__What is needed__:
Transcribe the material exactly. Images do not belong in the copy.

start Collected data

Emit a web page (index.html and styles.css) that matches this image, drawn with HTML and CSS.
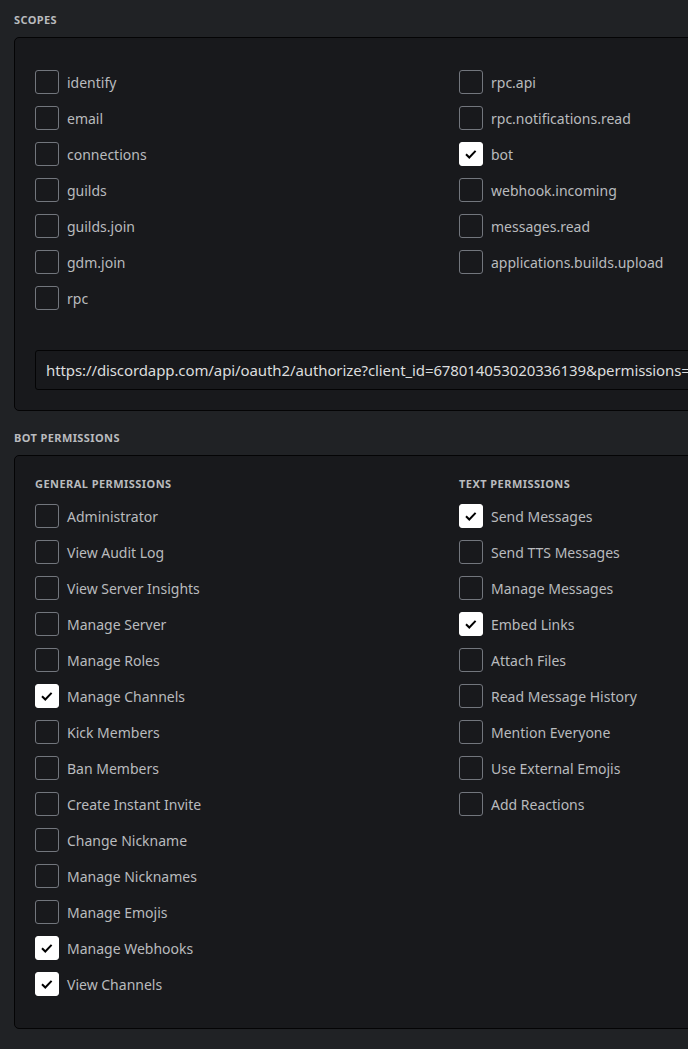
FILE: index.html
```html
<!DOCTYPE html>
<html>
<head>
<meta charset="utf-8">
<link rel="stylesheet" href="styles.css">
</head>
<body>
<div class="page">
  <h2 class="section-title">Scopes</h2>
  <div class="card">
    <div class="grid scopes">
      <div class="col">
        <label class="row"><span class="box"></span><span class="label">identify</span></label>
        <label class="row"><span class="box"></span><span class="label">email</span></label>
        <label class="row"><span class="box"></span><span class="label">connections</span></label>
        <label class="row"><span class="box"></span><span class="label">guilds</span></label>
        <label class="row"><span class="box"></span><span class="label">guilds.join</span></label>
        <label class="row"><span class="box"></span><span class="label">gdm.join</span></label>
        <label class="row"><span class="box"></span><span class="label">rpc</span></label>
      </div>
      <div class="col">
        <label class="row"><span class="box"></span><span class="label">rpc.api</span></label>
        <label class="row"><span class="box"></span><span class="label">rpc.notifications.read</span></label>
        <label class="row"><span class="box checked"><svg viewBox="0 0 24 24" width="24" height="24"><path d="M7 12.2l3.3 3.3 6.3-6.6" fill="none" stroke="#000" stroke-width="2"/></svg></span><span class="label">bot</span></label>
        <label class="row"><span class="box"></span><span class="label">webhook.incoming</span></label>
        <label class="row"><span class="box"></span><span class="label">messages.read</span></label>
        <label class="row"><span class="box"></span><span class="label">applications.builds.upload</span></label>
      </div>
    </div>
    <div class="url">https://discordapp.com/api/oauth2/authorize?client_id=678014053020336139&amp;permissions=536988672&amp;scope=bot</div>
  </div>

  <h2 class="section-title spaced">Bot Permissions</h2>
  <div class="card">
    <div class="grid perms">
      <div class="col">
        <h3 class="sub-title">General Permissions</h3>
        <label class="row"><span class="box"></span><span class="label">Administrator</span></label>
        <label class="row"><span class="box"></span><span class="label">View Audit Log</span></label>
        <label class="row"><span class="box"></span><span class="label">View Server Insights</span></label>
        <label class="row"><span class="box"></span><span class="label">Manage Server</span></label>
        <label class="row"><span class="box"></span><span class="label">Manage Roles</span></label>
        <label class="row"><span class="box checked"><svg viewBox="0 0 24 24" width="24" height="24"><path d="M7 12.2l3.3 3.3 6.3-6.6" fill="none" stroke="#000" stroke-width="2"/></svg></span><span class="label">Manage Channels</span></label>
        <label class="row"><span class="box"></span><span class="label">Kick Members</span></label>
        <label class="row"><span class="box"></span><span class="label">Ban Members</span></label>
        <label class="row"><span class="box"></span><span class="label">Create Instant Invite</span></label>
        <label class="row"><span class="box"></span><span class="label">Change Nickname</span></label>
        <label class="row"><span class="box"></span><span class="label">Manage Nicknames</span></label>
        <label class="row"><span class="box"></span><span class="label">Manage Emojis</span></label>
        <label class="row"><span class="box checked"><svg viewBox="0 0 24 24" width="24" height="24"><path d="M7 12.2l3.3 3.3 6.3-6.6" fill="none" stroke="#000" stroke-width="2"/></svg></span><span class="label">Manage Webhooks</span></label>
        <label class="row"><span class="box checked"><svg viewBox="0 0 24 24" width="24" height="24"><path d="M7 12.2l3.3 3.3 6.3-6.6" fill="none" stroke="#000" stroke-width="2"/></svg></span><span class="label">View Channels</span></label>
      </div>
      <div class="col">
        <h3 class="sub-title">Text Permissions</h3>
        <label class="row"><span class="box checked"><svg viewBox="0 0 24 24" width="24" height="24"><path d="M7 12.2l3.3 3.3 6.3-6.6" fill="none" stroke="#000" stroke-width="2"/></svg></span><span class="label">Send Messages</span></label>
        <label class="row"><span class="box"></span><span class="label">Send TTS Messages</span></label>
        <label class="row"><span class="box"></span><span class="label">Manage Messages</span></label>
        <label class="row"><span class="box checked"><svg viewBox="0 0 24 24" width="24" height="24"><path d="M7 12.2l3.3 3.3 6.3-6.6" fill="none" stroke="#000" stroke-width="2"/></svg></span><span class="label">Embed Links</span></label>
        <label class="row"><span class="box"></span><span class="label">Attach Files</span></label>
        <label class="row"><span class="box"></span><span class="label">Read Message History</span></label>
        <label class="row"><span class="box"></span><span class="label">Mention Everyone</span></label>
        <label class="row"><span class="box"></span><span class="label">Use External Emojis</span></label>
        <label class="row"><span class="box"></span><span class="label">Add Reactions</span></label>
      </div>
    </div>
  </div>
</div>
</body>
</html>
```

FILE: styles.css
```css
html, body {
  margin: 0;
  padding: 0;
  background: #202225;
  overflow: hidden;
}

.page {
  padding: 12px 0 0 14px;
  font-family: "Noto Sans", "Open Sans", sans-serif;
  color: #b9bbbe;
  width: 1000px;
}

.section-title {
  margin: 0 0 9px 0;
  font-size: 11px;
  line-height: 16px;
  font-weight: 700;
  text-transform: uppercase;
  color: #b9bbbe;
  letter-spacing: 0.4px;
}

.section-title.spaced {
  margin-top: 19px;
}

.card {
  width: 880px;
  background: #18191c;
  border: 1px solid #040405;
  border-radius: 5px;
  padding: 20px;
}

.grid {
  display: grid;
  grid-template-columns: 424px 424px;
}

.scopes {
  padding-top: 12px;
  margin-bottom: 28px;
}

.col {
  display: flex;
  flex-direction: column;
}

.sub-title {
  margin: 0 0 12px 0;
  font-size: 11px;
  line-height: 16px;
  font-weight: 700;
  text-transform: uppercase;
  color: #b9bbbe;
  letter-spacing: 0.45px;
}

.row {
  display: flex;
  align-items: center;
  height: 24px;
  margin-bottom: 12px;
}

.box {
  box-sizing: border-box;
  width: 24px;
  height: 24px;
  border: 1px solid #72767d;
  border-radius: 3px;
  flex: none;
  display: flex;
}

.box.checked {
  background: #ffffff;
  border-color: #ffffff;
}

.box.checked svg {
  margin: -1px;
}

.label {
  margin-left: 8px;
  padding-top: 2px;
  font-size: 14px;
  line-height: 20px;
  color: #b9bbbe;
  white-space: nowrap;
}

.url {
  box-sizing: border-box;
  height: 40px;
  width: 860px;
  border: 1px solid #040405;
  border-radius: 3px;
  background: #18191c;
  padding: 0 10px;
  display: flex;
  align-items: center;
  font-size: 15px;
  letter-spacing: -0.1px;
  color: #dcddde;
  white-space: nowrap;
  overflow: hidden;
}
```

end Collected data

__The output__:
Emit a web page (index.html and styles.css) that matches this image, drawn with HTML and CSS.
FILE: index.html
```html
<!DOCTYPE html>
<html>
<head>
<meta charset="utf-8">
<link rel="stylesheet" href="styles.css">
</head>
<body>
<div class="page">
  <h2 class="section-title">Scopes</h2>
  <div class="card">
    <div class="grid scopes">
      <div class="col">
        <label class="row"><span class="box"></span><span class="label">identify</span></label>
        <label class="row"><span class="box"></span><span class="label">email</span></label>
        <label class="row"><span class="box"></span><span class="label">connections</span></label>
        <label class="row"><span class="box"></span><span class="label">guilds</span></label>
        <label class="row"><span class="box"></span><span class="label">guilds.join</span></label>
        <label class="row"><span class="box"></span><span class="label">gdm.join</span></label>
        <label class="row"><span class="box"></span><span class="label">rpc</span></label>
      </div>
      <div class="col">
        <label class="row"><span class="box"></span><span class="label">rpc.api</span></label>
        <label class="row"><span class="box"></span><span class="label">rpc.notifications.read</span></label>
        <label class="row"><span class="box checked"><svg viewBox="0 0 24 24" width="24" height="24"><path d="M7 12.2l3.3 3.3 6.3-6.6" fill="none" stroke="#000" stroke-width="2"/></svg></span><span class="label">bot</span></label>
        <label class="row"><span class="box"></span><span class="label">webhook.incoming</span></label>
        <label class="row"><span class="box"></span><span class="label">messages.read</span></label>
        <label class="row"><span class="box"></span><span class="label">applications.builds.upload</span></label>
      </div>
    </div>
    <div class="url">https://discordapp.com/api/oauth2/authorize?client_id=678014053020336139&amp;permissions=536988672&amp;scope=bot</div>
  </div>

  <h2 class="section-title spaced">Bot Permissions</h2>
  <div class="card">
    <div class="grid perms">
      <div class="col">
        <h3 class="sub-title">General Permissions</h3>
        <label class="row"><span class="box"></span><span class="label">Administrator</span></label>
        <label class="row"><span class="box"></span><span class="label">View Audit Log</span></label>
        <label class="row"><span class="box"></span><span class="label">View Server Insights</span></label>
        <label class="row"><span class="box"></span><span class="label">Manage Server</span></label>
        <label class="row"><span class="box"></span><span class="label">Manage Roles</span></label>
        <label class="row"><span class="box checked"><svg viewBox="0 0 24 24" width="24" height="24"><path d="M7 12.2l3.3 3.3 6.3-6.6" fill="none" stroke="#000" stroke-width="2"/></svg></span><span class="label">Manage Channels</span></label>
        <label class="row"><span class="box"></span><span class="label">Kick Members</span></label>
        <label class="row"><span class="box"></span><span class="label">Ban Members</span></label>
        <label class="row"><span class="box"></span><span class="label">Create Instant Invite</span></label>
        <label class="row"><span class="box"></span><span class="label">Change Nickname</span></label>
        <label class="row"><span class="box"></span><span class="label">Manage Nicknames</span></label>
        <label class="row"><span class="box"></span><span class="label">Manage Emojis</span></label>
        <label class="row"><span class="box checked"><svg viewBox="0 0 24 24" width="24" height="24"><path d="M7 12.2l3.3 3.3 6.3-6.6" fill="none" stroke="#000" stroke-width="2"/></svg></span><span class="label">Manage Webhooks</span></label>
        <label class="row"><span class="box checked"><svg viewBox="0 0 24 24" width="24" height="24"><path d="M7 12.2l3.3 3.3 6.3-6.6" fill="none" stroke="#000" stroke-width="2"/></svg></span><span class="label">View Channels</span></label>
      </div>
      <div class="col">
        <h3 class="sub-title">Text Permissions</h3>
        <label class="row"><span class="box checked"><svg viewBox="0 0 24 24" width="24" height="24"><path d="M7 12.2l3.3 3.3 6.3-6.6" fill="none" stroke="#000" stroke-width="2"/></svg></span><span class="label">Send Messages</span></label>
        <label class="row"><span class="box"></span><span class="label">Send TTS Messages</span></label>
        <label class="row"><span class="box"></span><span class="label">Manage Messages</span></label>
        <label class="row"><span class="box checked"><svg viewBox="0 0 24 24" width="24" height="24"><path d="M7 12.2l3.3 3.3 6.3-6.6" fill="none" stroke="#000" stroke-width="2"/></svg></span><span class="label">Embed Links</span></label>
        <label class="row"><span class="box"></span><span class="label">Attach Files</span></label>
        <label class="row"><span class="box"></span><span class="label">Read Message History</span></label>
        <label class="row"><span class="box"></span><span class="label">Mention Everyone</span></label>
        <label class="row"><span class="box"></span><span class="label">Use External Emojis</span></label>
        <label class="row"><span class="box"></span><span class="label">Add Reactions</span></label>
      </div>
    </div>
  </div>
</div>
</body>
</html>
```

FILE: styles.css
```css
html, body {
  margin: 0;
  padding: 0;
  background: #202225;
  overflow: hidden;
}

.page {
  padding: 12px 0 0 14px;
  font-family: "Noto Sans", "Open Sans", sans-serif;
  color: #b9bbbe;
  width: 1000px;
}

.section-title {
  margin: 0 0 9px 0;
  font-size: 11px;
  line-height: 16px;
  font-weight: 700;
  text-transform: uppercase;
  color: #b9bbbe;
  letter-spacing: 0.4px;
}

.section-title.spaced {
  margin-top: 19px;
}

.card {
  width: 880px;
  background: #18191c;
  border: 1px solid #040405;
  border-radius: 5px;
  padding: 20px;
}

.grid {
  display: grid;
  grid-template-columns: 424px 424px;
}

.scopes {
  padding-top: 12px;
  margin-bottom: 28px;
}

.col {
  display: flex;
  flex-direction: column;
}

.sub-title {
  margin: 0 0 12px 0;
  font-size: 11px;
  line-height: 16px;
  font-weight: 700;
  text-transform: uppercase;
  color: #b9bbbe;
  letter-spacing: 0.45px;
}

.row {
  display: flex;
  align-items: center;
  height: 24px;
  margin-bottom: 12px;
}

.box {
  box-sizing: border-box;
  width: 24px;
  height: 24px;
  border: 1px solid #72767d;
  border-radius: 3px;
  flex: none;
  display: flex;
}

.box.checked {
  background: #ffffff;
  border-color: #ffffff;
}

.box.checked svg {
  margin: -1px;
}

.label {
  margin-left: 8px;
  padding-top: 2px;
  font-size: 14px;
  line-height: 20px;
  color: #b9bbbe;
  white-space: nowrap;
}

.url {
  box-sizing: border-box;
  height: 40px;
  width: 860px;
  border: 1px solid #040405;
  border-radius: 3px;
  background: #18191c;
  padding: 0 10px;
  display: flex;
  align-items: center;
  font-size: 15px;
  letter-spacing: -0.1px;
  color: #dcddde;
  white-space: nowrap;
  overflow: hidden;
}
```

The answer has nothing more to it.